__Provided material__.
=-=-=

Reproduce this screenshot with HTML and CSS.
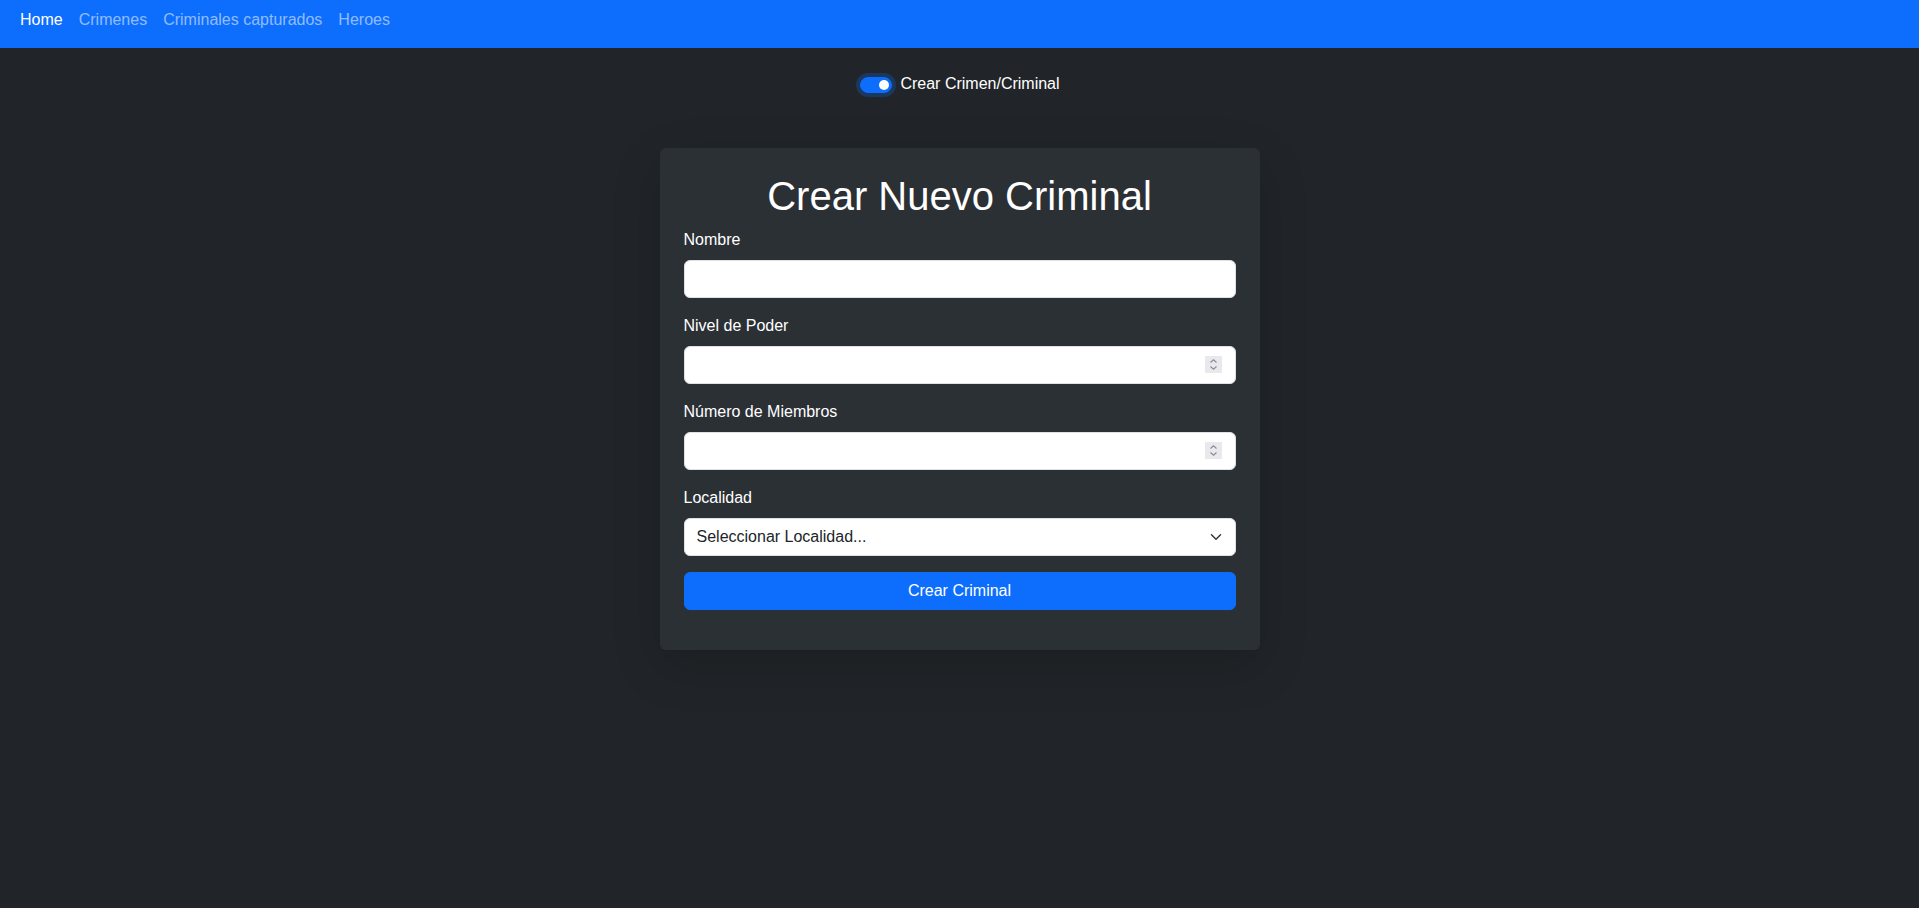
FILE: index.html
```html
<!DOCTYPE html>
<html lang="es">
<head>
<meta charset="utf-8">
<title>Crear Criminal</title>
<link rel="stylesheet" href="styles.css">
</head>
<body>
<nav class="navbar">
  <a class="nav-link active" href="#">Home</a>
  <a class="nav-link" href="#">Crimenes</a>
  <a class="nav-link" href="#">Criminales capturados</a>
  <a class="nav-link" href="#">Heroes</a>
</nav>
<main class="main">
  <div class="switch-row">
    <label class="switch-label">
      <span class="switch"><span class="knob"></span></span>
      <span>Crear Crimen/Criminal</span>
    </label>
  </div>
  <section class="card">
    <h1 class="card-title">Crear Nuevo Criminal</h1>
    <form class="form">
      <div class="group">
        <label class="label" for="nombre">Nombre</label>
        <input class="control" id="nombre" type="text">
      </div>
      <div class="group">
        <label class="label" for="poder">Nivel de Poder</label>
        <div class="field-wrap">
          <input class="control number" id="poder" type="number">
          <svg class="spin" width="17" height="17" viewBox="0 0 17 17" aria-hidden="true"><rect width="17" height="17" fill="#e9e9ed"/><path fill="none" stroke="#8b8b94" stroke-width="1.2" d="M5.5 6.5 8.5 3.8 11.5 6.5M5.5 10.5 8.5 13.2 11.5 10.5"/></svg>
        </div>
      </div>
      <div class="group">
        <label class="label" for="miembros">Número de Miembros</label>
        <div class="field-wrap">
          <input class="control number" id="miembros" type="number">
          <svg class="spin" width="17" height="17" viewBox="0 0 17 17" aria-hidden="true"><rect width="17" height="17" fill="#e9e9ed"/><path fill="none" stroke="#8b8b94" stroke-width="1.2" d="M5.5 6.5 8.5 3.8 11.5 6.5M5.5 10.5 8.5 13.2 11.5 10.5"/></svg>
        </div>
      </div>
      <div class="group">
        <label class="label" for="localidad">Localidad</label>
        <div class="field-wrap">
          <select class="control select" id="localidad">
            <option>Seleccionar Localidad...</option>
          </select>
          <svg class="chevron" width="16" height="12" viewBox="0 0 16 16" aria-hidden="true"><path fill="none" stroke="#343a40" stroke-linecap="round" stroke-linejoin="round" stroke-width="2" d="m2 5 6 6 6-6"/></svg>
        </div>
      </div>
      <button class="btn" type="button">Crear Criminal</button>
    </form>
  </section>
</main>
</body>
</html>
```

FILE: styles.css
```css
* { box-sizing: border-box; }
html, body { margin: 0; }
body {
  background: #212529;
  color: #dee2e6;
  font-family: "Liberation Sans", Arial, sans-serif;
  font-size: 16px;
  line-height: 1.5;
  min-height: 908px;
}
.navbar {
  display: flex;
  align-items: flex-start;
  height: 48px;
  padding: 8px 12px 0;
  background: #0d6efd;
}
.nav-link {
  padding: 0 8px;
  color: rgba(255, 255, 255, 0.55);
  text-decoration: none;
  line-height: 24px;
}
.nav-link.active { color: #fff; }
.main {
  display: flex;
  flex-direction: column;
  align-items: center;
}
.switch-row {
  margin-top: 24px;
  display: flex;
  justify-content: center;
}
.switch-label {
  display: flex;
  align-items: center;
  gap: 8px;
  color: #fff;
  line-height: 24px;
  padding-left: 1px;
}
.switch {
  display: flex;
  align-items: center;
  justify-content: flex-end;
  width: 32px;
  height: 16px;
  border-radius: 8px;
  background: #0d6efd;
  border: 1px solid #0d6efd;
  box-shadow: 0 0 0 4px rgba(13, 110, 253, 0.25);
  padding: 2px;
  margin-top: 1px;
}
.knob {
  width: 10px;
  height: 10px;
  border-radius: 50%;
  background: #fff;
}
.card {
  margin-top: 52px;
  width: 600px;
  padding: 24px 24px 24px;
  background: #2b3035;
  border-radius: 6px;
  box-shadow: 0 16px 48px rgba(0, 0, 0, 0.175);
}
.card-title {
  margin: 0 0 8px;
  text-align: center;
  font-size: 40px;
  font-weight: 400;
  line-height: 1.2;
  color: #fff;
}
.group { margin-bottom: 16px; }
.label {
  display: block;
  margin-bottom: 8px;
  color: #fff;
}
.control {
  display: block;
  width: 100%;
  height: 38px;
  padding: 6px 12px;
  font-family: inherit;
  font-size: 16px;
  line-height: 1.5;
  color: #212529;
  background: #fff;
  border: 1px solid #dee2e6;
  border-radius: 6px;
  outline: none;
}
.number {
  appearance: textfield;
  -moz-appearance: textfield;
  padding-right: 40px;
}
.number::-webkit-inner-spin-button,
.number::-webkit-outer-spin-button {
  -webkit-appearance: none;
  margin: 0;
}
.field-wrap { position: relative; }
.spin {
  position: absolute;
  right: 14px;
  top: 10px;
  pointer-events: none;
}
.select {
  appearance: none;
  -webkit-appearance: none;
  padding-right: 36px;
}
.chevron {
  position: absolute;
  right: 12px;
  top: 13px;
  pointer-events: none;
}
.btn {
  display: block;
  width: 100%;
  height: 38px;
  margin-bottom: 16px;
  padding: 6px 12px;
  font-family: inherit;
  font-size: 16px;
  line-height: 1.5;
  color: #fff;
  background: #0d6efd;
  border: 1px solid #0d6efd;
  border-radius: 6px;
}
```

=-=-=

__Written task__.
All of the data above should be transcribed verbatim, with pictures omitted.

__Task answer__.
Reproduce this screenshot with HTML and CSS.
FILE: index.html
```html
<!DOCTYPE html>
<html lang="es">
<head>
<meta charset="utf-8">
<title>Crear Criminal</title>
<link rel="stylesheet" href="styles.css">
</head>
<body>
<nav class="navbar">
  <a class="nav-link active" href="#">Home</a>
  <a class="nav-link" href="#">Crimenes</a>
  <a class="nav-link" href="#">Criminales capturados</a>
  <a class="nav-link" href="#">Heroes</a>
</nav>
<main class="main">
  <div class="switch-row">
    <label class="switch-label">
      <span class="switch"><span class="knob"></span></span>
      <span>Crear Crimen/Criminal</span>
    </label>
  </div>
  <section class="card">
    <h1 class="card-title">Crear Nuevo Criminal</h1>
    <form class="form">
      <div class="group">
        <label class="label" for="nombre">Nombre</label>
        <input class="control" id="nombre" type="text">
      </div>
      <div class="group">
        <label class="label" for="poder">Nivel de Poder</label>
        <div class="field-wrap">
          <input class="control number" id="poder" type="number">
          <svg class="spin" width="17" height="17" viewBox="0 0 17 17" aria-hidden="true"><rect width="17" height="17" fill="#e9e9ed"/><path fill="none" stroke="#8b8b94" stroke-width="1.2" d="M5.5 6.5 8.5 3.8 11.5 6.5M5.5 10.5 8.5 13.2 11.5 10.5"/></svg>
        </div>
      </div>
      <div class="group">
        <label class="label" for="miembros">Número de Miembros</label>
        <div class="field-wrap">
          <input class="control number" id="miembros" type="number">
          <svg class="spin" width="17" height="17" viewBox="0 0 17 17" aria-hidden="true"><rect width="17" height="17" fill="#e9e9ed"/><path fill="none" stroke="#8b8b94" stroke-width="1.2" d="M5.5 6.5 8.5 3.8 11.5 6.5M5.5 10.5 8.5 13.2 11.5 10.5"/></svg>
        </div>
      </div>
      <div class="group">
        <label class="label" for="localidad">Localidad</label>
        <div class="field-wrap">
          <select class="control select" id="localidad">
            <option>Seleccionar Localidad...</option>
          </select>
          <svg class="chevron" width="16" height="12" viewBox="0 0 16 16" aria-hidden="true"><path fill="none" stroke="#343a40" stroke-linecap="round" stroke-linejoin="round" stroke-width="2" d="m2 5 6 6 6-6"/></svg>
        </div>
      </div>
      <button class="btn" type="button">Crear Criminal</button>
    </form>
  </section>
</main>
</body>
</html>
```

FILE: styles.css
```css
* { box-sizing: border-box; }
html, body { margin: 0; }
body {
  background: #212529;
  color: #dee2e6;
  font-family: "Liberation Sans", Arial, sans-serif;
  font-size: 16px;
  line-height: 1.5;
  min-height: 908px;
}
.navbar {
  display: flex;
  align-items: flex-start;
  height: 48px;
  padding: 8px 12px 0;
  background: #0d6efd;
}
.nav-link {
  padding: 0 8px;
  color: rgba(255, 255, 255, 0.55);
  text-decoration: none;
  line-height: 24px;
}
.nav-link.active { color: #fff; }
.main {
  display: flex;
  flex-direction: column;
  align-items: center;
}
.switch-row {
  margin-top: 24px;
  display: flex;
  justify-content: center;
}
.switch-label {
  display: flex;
  align-items: center;
  gap: 8px;
  color: #fff;
  line-height: 24px;
  padding-left: 1px;
}
.switch {
  display: flex;
  align-items: center;
  justify-content: flex-end;
  width: 32px;
  height: 16px;
  border-radius: 8px;
  background: #0d6efd;
  border: 1px solid #0d6efd;
  box-shadow: 0 0 0 4px rgba(13, 110, 253, 0.25);
  padding: 2px;
  margin-top: 1px;
}
.knob {
  width: 10px;
  height: 10px;
  border-radius: 50%;
  background: #fff;
}
.card {
  margin-top: 52px;
  width: 600px;
  padding: 24px 24px 24px;
  background: #2b3035;
  border-radius: 6px;
  box-shadow: 0 16px 48px rgba(0, 0, 0, 0.175);
}
.card-title {
  margin: 0 0 8px;
  text-align: center;
  font-size: 40px;
  font-weight: 400;
  line-height: 1.2;
  color: #fff;
}
.group { margin-bottom: 16px; }
.label {
  display: block;
  margin-bottom: 8px;
  color: #fff;
}
.control {
  display: block;
  width: 100%;
  height: 38px;
  padding: 6px 12px;
  font-family: inherit;
  font-size: 16px;
  line-height: 1.5;
  color: #212529;
  background: #fff;
  border: 1px solid #dee2e6;
  border-radius: 6px;
  outline: none;
}
.number {
  appearance: textfield;
  -moz-appearance: textfield;
  padding-right: 40px;
}
.number::-webkit-inner-spin-button,
.number::-webkit-outer-spin-button {
  -webkit-appearance: none;
  margin: 0;
}
.field-wrap { position: relative; }
.spin {
  position: absolute;
  right: 14px;
  top: 10px;
  pointer-events: none;
}
.select {
  appearance: none;
  -webkit-appearance: none;
  padding-right: 36px;
}
.chevron {
  position: absolute;
  right: 12px;
  top: 13px;
  pointer-events: none;
}
.btn {
  display: block;
  width: 100%;
  height: 38px;
  margin-bottom: 16px;
  padding: 6px 12px;
  font-family: inherit;
  font-size: 16px;
  line-height: 1.5;
  color: #fff;
  background: #0d6efd;
  border: 1px solid #0d6efd;
  border-radius: 6px;
}
```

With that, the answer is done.